● INFORMATION PROVIDED:
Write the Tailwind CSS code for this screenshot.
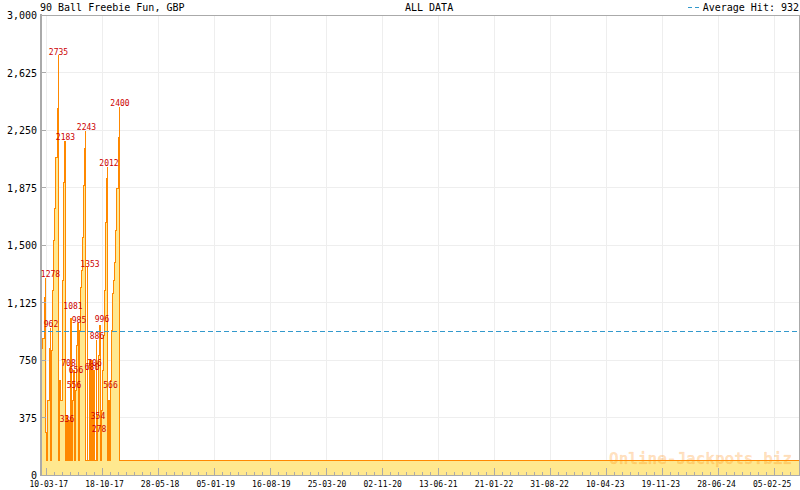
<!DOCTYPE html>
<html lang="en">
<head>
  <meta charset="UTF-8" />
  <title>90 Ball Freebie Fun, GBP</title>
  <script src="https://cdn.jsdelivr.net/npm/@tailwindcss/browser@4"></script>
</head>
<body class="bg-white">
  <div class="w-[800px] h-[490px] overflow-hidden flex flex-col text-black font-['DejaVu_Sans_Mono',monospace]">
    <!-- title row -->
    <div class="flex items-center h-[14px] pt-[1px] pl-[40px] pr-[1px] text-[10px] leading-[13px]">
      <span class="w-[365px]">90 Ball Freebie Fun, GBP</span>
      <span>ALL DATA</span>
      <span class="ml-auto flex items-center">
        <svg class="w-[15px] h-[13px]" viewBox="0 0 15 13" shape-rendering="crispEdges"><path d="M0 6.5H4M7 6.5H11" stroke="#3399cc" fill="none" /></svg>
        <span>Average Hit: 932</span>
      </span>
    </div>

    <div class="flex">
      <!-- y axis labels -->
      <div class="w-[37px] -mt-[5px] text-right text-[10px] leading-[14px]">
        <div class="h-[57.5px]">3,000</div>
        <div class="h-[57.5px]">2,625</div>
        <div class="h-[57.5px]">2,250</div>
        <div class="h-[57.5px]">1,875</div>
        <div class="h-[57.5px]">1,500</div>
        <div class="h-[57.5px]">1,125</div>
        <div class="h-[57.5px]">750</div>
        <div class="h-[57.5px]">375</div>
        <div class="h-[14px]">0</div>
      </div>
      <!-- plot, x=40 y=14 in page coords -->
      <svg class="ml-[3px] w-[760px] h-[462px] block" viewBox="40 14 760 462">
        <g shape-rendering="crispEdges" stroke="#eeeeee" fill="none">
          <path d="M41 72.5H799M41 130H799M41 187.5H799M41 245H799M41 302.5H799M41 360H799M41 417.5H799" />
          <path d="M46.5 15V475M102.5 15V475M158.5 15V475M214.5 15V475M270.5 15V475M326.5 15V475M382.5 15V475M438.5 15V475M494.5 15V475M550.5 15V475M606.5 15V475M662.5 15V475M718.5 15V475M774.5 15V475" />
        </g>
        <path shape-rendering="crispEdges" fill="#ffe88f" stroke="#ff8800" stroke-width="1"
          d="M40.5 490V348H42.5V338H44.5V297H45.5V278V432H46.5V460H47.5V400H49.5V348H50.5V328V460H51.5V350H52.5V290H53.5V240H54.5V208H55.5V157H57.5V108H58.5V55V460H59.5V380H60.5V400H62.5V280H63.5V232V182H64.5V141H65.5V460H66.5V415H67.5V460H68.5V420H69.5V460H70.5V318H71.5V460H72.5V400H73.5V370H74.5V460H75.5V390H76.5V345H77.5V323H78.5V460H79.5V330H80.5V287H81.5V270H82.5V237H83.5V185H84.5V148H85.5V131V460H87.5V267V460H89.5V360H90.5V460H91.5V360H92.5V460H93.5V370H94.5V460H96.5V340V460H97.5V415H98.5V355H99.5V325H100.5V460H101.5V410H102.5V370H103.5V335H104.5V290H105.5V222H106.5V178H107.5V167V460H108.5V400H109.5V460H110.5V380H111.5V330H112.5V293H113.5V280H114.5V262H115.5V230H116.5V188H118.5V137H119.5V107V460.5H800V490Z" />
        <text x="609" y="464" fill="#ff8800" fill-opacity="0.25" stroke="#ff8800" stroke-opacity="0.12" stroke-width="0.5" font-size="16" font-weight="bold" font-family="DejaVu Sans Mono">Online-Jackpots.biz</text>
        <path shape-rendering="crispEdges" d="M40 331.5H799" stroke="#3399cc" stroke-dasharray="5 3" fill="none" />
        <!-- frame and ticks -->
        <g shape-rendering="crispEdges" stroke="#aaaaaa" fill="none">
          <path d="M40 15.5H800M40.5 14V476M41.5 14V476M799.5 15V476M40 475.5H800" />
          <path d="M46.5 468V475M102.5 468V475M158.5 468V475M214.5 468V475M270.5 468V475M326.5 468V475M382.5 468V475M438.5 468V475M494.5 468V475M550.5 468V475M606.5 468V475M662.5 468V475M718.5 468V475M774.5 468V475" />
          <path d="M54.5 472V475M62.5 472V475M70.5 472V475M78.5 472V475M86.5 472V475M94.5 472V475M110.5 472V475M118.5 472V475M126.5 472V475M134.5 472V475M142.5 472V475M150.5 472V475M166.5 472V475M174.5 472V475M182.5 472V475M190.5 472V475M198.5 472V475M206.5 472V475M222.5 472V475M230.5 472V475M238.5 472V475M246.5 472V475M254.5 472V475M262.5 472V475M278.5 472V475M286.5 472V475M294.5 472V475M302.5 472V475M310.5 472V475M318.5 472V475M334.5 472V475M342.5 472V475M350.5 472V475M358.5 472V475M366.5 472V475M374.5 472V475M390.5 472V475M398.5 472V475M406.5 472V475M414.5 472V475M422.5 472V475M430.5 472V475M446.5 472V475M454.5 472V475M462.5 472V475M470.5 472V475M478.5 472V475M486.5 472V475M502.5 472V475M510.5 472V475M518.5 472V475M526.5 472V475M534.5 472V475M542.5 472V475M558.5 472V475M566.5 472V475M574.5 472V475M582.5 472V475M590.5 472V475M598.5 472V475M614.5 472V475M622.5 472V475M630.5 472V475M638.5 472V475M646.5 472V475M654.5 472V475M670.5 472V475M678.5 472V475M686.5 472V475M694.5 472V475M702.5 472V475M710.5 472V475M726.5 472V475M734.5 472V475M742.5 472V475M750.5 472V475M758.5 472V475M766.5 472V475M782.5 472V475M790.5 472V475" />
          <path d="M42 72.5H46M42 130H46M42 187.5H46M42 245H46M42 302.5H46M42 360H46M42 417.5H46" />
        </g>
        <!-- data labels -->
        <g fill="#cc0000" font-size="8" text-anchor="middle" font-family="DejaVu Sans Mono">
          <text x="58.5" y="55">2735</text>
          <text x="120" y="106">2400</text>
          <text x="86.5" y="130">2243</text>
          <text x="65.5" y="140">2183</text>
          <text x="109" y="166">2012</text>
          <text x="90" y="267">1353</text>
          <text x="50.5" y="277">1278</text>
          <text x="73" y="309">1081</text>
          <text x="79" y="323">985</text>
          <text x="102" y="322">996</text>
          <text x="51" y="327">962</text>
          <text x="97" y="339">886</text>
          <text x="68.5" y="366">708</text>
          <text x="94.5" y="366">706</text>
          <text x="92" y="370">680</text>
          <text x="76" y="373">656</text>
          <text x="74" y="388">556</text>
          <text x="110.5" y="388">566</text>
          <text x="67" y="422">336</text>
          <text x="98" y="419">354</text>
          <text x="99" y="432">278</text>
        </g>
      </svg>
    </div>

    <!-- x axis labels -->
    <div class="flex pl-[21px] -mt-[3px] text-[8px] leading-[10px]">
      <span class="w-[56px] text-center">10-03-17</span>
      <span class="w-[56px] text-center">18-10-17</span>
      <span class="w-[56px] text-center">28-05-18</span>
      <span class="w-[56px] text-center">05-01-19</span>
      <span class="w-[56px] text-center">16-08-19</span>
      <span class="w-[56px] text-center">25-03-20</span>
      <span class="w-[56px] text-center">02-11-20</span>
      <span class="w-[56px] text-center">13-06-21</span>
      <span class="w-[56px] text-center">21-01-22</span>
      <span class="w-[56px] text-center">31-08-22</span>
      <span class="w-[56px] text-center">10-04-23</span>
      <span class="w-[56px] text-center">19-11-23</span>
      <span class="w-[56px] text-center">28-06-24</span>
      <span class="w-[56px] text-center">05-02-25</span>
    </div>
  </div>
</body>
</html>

● WHAT TO WORK ON:
Write out the listing above exactly as it stands, pictures excluded.

● THE REPLY:
Write the Tailwind CSS code for this screenshot.
<!DOCTYPE html>
<html lang="en">
<head>
  <meta charset="UTF-8" />
  <title>90 Ball Freebie Fun, GBP</title>
  <script src="https://cdn.jsdelivr.net/npm/@tailwindcss/browser@4"></script>
</head>
<body class="bg-white">
  <div class="w-[800px] h-[490px] overflow-hidden flex flex-col text-black font-['DejaVu_Sans_Mono',monospace]">
    <!-- title row -->
    <div class="flex items-center h-[14px] pt-[1px] pl-[40px] pr-[1px] text-[10px] leading-[13px]">
      <span class="w-[365px]">90 Ball Freebie Fun, GBP</span>
      <span>ALL DATA</span>
      <span class="ml-auto flex items-center">
        <svg class="w-[15px] h-[13px]" viewBox="0 0 15 13" shape-rendering="crispEdges"><path d="M0 6.5H4M7 6.5H11" stroke="#3399cc" fill="none" /></svg>
        <span>Average Hit: 932</span>
      </span>
    </div>

    <div class="flex">
      <!-- y axis labels -->
      <div class="w-[37px] -mt-[5px] text-right text-[10px] leading-[14px]">
        <div class="h-[57.5px]">3,000</div>
        <div class="h-[57.5px]">2,625</div>
        <div class="h-[57.5px]">2,250</div>
        <div class="h-[57.5px]">1,875</div>
        <div class="h-[57.5px]">1,500</div>
        <div class="h-[57.5px]">1,125</div>
        <div class="h-[57.5px]">750</div>
        <div class="h-[57.5px]">375</div>
        <div class="h-[14px]">0</div>
      </div>
      <!-- plot, x=40 y=14 in page coords -->
      <svg class="ml-[3px] w-[760px] h-[462px] block" viewBox="40 14 760 462">
        <g shape-rendering="crispEdges" stroke="#eeeeee" fill="none">
          <path d="M41 72.5H799M41 130H799M41 187.5H799M41 245H799M41 302.5H799M41 360H799M41 417.5H799" />
          <path d="M46.5 15V475M102.5 15V475M158.5 15V475M214.5 15V475M270.5 15V475M326.5 15V475M382.5 15V475M438.5 15V475M494.5 15V475M550.5 15V475M606.5 15V475M662.5 15V475M718.5 15V475M774.5 15V475" />
        </g>
        <path shape-rendering="crispEdges" fill="#ffe88f" stroke="#ff8800" stroke-width="1"
          d="M40.5 490V348H42.5V338H44.5V297H45.5V278V432H46.5V460H47.5V400H49.5V348H50.5V328V460H51.5V350H52.5V290H53.5V240H54.5V208H55.5V157H57.5V108H58.5V55V460H59.5V380H60.5V400H62.5V280H63.5V232V182H64.5V141H65.5V460H66.5V415H67.5V460H68.5V420H69.5V460H70.5V318H71.5V460H72.5V400H73.5V370H74.5V460H75.5V390H76.5V345H77.5V323H78.5V460H79.5V330H80.5V287H81.5V270H82.5V237H83.5V185H84.5V148H85.5V131V460H87.5V267V460H89.5V360H90.5V460H91.5V360H92.5V460H93.5V370H94.5V460H96.5V340V460H97.5V415H98.5V355H99.5V325H100.5V460H101.5V410H102.5V370H103.5V335H104.5V290H105.5V222H106.5V178H107.5V167V460H108.5V400H109.5V460H110.5V380H111.5V330H112.5V293H113.5V280H114.5V262H115.5V230H116.5V188H118.5V137H119.5V107V460.5H800V490Z" />
        <text x="609" y="464" fill="#ff8800" fill-opacity="0.25" stroke="#ff8800" stroke-opacity="0.12" stroke-width="0.5" font-size="16" font-weight="bold" font-family="DejaVu Sans Mono">Online-Jackpots.biz</text>
        <path shape-rendering="crispEdges" d="M40 331.5H799" stroke="#3399cc" stroke-dasharray="5 3" fill="none" />
        <!-- frame and ticks -->
        <g shape-rendering="crispEdges" stroke="#aaaaaa" fill="none">
          <path d="M40 15.5H800M40.5 14V476M41.5 14V476M799.5 15V476M40 475.5H800" />
          <path d="M46.5 468V475M102.5 468V475M158.5 468V475M214.5 468V475M270.5 468V475M326.5 468V475M382.5 468V475M438.5 468V475M494.5 468V475M550.5 468V475M606.5 468V475M662.5 468V475M718.5 468V475M774.5 468V475" />
          <path d="M54.5 472V475M62.5 472V475M70.5 472V475M78.5 472V475M86.5 472V475M94.5 472V475M110.5 472V475M118.5 472V475M126.5 472V475M134.5 472V475M142.5 472V475M150.5 472V475M166.5 472V475M174.5 472V475M182.5 472V475M190.5 472V475M198.5 472V475M206.5 472V475M222.5 472V475M230.5 472V475M238.5 472V475M246.5 472V475M254.5 472V475M262.5 472V475M278.5 472V475M286.5 472V475M294.5 472V475M302.5 472V475M310.5 472V475M318.5 472V475M334.5 472V475M342.5 472V475M350.5 472V475M358.5 472V475M366.5 472V475M374.5 472V475M390.5 472V475M398.5 472V475M406.5 472V475M414.5 472V475M422.5 472V475M430.5 472V475M446.5 472V475M454.5 472V475M462.5 472V475M470.5 472V475M478.5 472V475M486.5 472V475M502.5 472V475M510.5 472V475M518.5 472V475M526.5 472V475M534.5 472V475M542.5 472V475M558.5 472V475M566.5 472V475M574.5 472V475M582.5 472V475M590.5 472V475M598.5 472V475M614.5 472V475M622.5 472V475M630.5 472V475M638.5 472V475M646.5 472V475M654.5 472V475M670.5 472V475M678.5 472V475M686.5 472V475M694.5 472V475M702.5 472V475M710.5 472V475M726.5 472V475M734.5 472V475M742.5 472V475M750.5 472V475M758.5 472V475M766.5 472V475M782.5 472V475M790.5 472V475" />
          <path d="M42 72.5H46M42 130H46M42 187.5H46M42 245H46M42 302.5H46M42 360H46M42 417.5H46" />
        </g>
        <!-- data labels -->
        <g fill="#cc0000" font-size="8" text-anchor="middle" font-family="DejaVu Sans Mono">
          <text x="58.5" y="55">2735</text>
          <text x="120" y="106">2400</text>
          <text x="86.5" y="130">2243</text>
          <text x="65.5" y="140">2183</text>
          <text x="109" y="166">2012</text>
          <text x="90" y="267">1353</text>
          <text x="50.5" y="277">1278</text>
          <text x="73" y="309">1081</text>
          <text x="79" y="323">985</text>
          <text x="102" y="322">996</text>
          <text x="51" y="327">962</text>
          <text x="97" y="339">886</text>
          <text x="68.5" y="366">708</text>
          <text x="94.5" y="366">706</text>
          <text x="92" y="370">680</text>
          <text x="76" y="373">656</text>
          <text x="74" y="388">556</text>
          <text x="110.5" y="388">566</text>
          <text x="67" y="422">336</text>
          <text x="98" y="419">354</text>
          <text x="99" y="432">278</text>
        </g>
      </svg>
    </div>

    <!-- x axis labels -->
    <div class="flex pl-[21px] -mt-[3px] text-[8px] leading-[10px]">
      <span class="w-[56px] text-center">10-03-17</span>
      <span class="w-[56px] text-center">18-10-17</span>
      <span class="w-[56px] text-center">28-05-18</span>
      <span class="w-[56px] text-center">05-01-19</span>
      <span class="w-[56px] text-center">16-08-19</span>
      <span class="w-[56px] text-center">25-03-20</span>
      <span class="w-[56px] text-center">02-11-20</span>
      <span class="w-[56px] text-center">13-06-21</span>
      <span class="w-[56px] text-center">21-01-22</span>
      <span class="w-[56px] text-center">31-08-22</span>
      <span class="w-[56px] text-center">10-04-23</span>
      <span class="w-[56px] text-center">19-11-23</span>
      <span class="w-[56px] text-center">28-06-24</span>
      <span class="w-[56px] text-center">05-02-25</span>
    </div>
  </div>
</body>
</html>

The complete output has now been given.